DIRECTION
Using the listing below, give the number of lines where "React" appears, and nothing else.

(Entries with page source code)
-- Begin --

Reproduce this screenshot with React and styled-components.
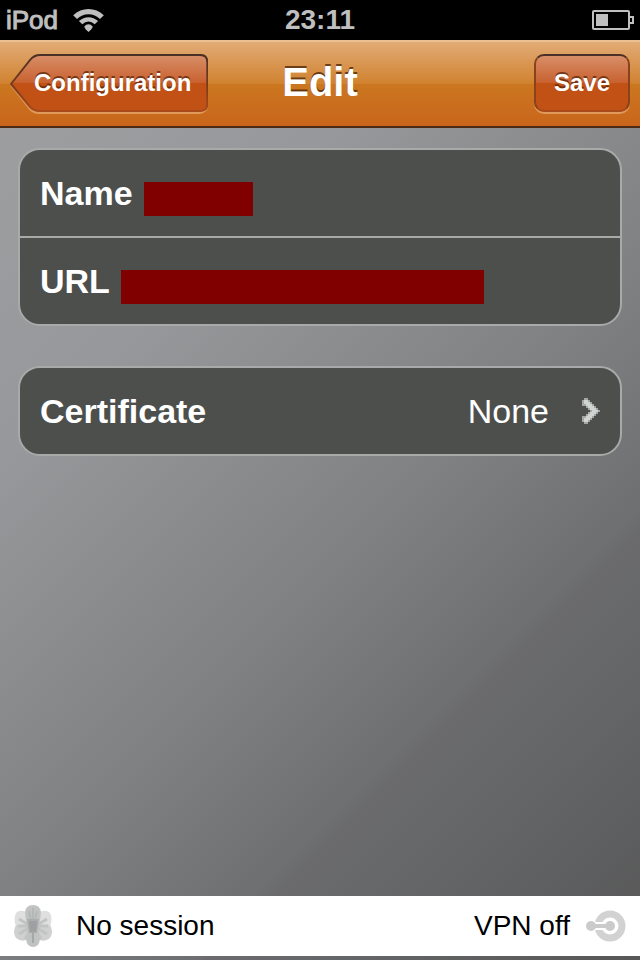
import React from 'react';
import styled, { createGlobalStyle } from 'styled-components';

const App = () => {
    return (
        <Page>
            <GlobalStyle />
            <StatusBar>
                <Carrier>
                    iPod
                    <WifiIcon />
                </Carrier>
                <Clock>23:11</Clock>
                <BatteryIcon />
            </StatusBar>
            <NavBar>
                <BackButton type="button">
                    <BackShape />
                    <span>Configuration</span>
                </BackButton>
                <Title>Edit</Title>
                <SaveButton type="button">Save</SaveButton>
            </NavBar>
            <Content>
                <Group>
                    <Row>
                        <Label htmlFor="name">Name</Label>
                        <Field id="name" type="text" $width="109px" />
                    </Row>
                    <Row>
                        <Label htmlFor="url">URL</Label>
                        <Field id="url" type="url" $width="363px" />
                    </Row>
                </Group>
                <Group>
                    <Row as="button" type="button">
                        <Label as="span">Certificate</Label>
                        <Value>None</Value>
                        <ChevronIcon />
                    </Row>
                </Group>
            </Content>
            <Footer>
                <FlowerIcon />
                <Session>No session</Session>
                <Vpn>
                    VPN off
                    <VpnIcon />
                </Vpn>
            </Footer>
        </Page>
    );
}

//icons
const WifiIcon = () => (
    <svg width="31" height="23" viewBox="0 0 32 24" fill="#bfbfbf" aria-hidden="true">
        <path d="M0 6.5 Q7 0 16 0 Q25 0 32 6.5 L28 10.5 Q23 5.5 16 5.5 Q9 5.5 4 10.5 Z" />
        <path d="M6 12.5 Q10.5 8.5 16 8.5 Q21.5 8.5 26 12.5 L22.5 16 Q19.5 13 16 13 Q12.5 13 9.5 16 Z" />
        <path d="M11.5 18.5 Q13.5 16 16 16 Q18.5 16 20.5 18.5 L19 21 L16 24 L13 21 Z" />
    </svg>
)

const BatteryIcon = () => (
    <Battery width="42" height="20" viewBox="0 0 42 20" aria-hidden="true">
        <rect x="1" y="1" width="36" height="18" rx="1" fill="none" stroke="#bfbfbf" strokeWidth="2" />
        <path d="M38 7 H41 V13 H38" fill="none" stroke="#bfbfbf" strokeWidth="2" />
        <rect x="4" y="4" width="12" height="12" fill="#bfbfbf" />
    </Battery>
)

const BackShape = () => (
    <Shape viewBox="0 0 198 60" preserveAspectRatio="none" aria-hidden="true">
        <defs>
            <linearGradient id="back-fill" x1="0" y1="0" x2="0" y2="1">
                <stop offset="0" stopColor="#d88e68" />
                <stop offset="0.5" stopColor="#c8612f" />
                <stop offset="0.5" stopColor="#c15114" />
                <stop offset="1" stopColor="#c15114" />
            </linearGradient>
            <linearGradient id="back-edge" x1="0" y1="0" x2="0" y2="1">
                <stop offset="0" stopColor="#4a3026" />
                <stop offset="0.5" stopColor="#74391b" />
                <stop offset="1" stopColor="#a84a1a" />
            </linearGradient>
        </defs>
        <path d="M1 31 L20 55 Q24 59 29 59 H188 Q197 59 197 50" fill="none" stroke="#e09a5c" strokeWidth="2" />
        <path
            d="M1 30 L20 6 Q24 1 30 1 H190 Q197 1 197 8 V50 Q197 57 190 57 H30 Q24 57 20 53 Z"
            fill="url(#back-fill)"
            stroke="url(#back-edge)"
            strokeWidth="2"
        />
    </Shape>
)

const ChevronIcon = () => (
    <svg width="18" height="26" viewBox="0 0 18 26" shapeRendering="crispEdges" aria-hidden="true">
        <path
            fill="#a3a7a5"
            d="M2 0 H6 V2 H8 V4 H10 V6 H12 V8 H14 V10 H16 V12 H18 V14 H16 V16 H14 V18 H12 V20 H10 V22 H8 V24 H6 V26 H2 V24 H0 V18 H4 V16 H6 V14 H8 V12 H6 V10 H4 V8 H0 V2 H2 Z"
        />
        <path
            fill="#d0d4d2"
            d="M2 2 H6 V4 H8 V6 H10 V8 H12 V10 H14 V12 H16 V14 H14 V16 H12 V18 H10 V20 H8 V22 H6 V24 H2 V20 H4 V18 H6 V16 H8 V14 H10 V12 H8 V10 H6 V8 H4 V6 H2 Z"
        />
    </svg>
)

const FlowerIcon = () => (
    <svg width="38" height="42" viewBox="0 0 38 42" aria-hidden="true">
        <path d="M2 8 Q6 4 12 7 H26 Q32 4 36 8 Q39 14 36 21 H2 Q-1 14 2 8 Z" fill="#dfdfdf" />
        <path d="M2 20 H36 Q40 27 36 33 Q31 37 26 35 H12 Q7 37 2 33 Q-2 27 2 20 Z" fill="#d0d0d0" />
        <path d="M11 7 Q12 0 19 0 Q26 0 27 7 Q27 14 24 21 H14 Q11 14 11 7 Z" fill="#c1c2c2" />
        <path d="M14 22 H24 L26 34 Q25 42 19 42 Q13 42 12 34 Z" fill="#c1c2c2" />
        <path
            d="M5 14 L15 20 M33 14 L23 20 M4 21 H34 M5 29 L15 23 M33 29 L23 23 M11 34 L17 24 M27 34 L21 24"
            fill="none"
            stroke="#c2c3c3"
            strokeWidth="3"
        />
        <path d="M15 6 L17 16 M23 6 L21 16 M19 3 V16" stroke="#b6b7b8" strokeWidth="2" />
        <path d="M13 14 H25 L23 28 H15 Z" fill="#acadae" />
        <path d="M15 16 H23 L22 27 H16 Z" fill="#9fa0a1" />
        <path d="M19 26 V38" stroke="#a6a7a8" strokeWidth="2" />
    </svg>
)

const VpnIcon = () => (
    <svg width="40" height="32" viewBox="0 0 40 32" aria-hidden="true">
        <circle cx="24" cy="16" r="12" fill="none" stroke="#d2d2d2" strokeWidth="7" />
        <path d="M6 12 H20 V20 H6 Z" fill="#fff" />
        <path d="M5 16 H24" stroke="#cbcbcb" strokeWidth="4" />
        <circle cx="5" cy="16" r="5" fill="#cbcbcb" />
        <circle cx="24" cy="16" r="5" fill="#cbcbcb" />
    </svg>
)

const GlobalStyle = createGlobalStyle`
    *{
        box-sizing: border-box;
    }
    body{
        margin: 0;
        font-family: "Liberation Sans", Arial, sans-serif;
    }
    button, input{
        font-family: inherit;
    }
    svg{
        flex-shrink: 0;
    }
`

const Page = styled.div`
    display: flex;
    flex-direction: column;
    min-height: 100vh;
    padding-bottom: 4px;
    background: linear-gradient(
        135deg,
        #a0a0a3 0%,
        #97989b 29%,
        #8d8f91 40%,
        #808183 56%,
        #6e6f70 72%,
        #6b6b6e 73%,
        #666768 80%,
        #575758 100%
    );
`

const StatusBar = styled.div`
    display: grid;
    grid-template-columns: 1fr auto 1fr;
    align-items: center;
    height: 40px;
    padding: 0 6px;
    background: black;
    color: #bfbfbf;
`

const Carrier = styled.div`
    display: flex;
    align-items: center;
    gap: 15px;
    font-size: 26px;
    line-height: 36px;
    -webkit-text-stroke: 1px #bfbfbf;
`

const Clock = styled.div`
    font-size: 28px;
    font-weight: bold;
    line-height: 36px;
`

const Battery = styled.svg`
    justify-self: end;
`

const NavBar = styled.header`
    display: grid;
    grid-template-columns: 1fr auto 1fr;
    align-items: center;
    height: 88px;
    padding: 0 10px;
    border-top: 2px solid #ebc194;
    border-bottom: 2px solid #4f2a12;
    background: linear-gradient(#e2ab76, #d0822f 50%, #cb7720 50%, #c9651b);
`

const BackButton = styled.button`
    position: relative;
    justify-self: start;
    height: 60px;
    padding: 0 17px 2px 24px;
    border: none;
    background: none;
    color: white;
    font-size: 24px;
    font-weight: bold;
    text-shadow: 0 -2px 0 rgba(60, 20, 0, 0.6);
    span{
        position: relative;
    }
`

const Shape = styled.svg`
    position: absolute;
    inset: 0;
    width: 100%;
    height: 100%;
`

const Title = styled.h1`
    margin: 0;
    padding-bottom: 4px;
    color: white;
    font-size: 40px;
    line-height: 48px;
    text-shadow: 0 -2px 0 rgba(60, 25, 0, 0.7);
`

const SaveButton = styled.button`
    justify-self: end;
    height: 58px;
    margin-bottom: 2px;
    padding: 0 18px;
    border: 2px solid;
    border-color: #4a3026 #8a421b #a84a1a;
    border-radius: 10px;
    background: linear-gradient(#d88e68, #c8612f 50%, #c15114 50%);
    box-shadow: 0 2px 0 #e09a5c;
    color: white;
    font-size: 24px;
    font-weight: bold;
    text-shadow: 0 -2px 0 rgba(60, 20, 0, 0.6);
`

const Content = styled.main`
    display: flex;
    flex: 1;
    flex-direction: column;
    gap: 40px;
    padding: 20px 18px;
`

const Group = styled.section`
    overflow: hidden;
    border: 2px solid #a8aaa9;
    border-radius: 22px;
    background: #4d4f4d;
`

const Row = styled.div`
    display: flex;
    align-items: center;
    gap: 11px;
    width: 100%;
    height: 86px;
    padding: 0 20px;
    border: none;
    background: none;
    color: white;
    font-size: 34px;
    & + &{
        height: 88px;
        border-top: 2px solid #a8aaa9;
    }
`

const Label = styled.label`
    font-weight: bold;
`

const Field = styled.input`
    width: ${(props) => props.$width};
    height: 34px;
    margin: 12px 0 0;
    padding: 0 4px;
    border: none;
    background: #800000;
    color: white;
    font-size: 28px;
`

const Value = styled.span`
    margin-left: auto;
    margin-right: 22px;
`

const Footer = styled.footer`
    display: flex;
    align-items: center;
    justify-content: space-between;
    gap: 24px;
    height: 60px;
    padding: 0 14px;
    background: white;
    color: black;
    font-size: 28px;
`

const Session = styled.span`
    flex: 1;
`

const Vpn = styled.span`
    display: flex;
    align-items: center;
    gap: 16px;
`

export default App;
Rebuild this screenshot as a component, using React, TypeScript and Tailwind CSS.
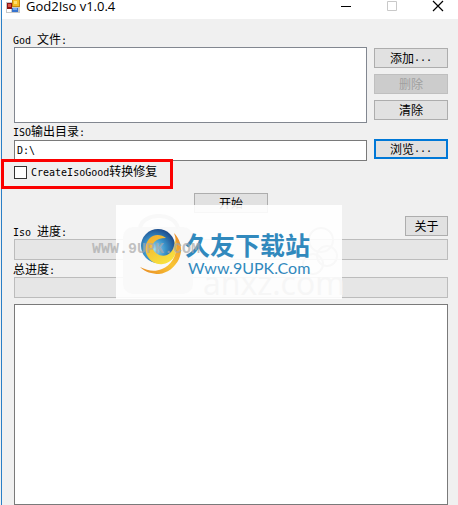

-- End --

TASK SOLUTION
3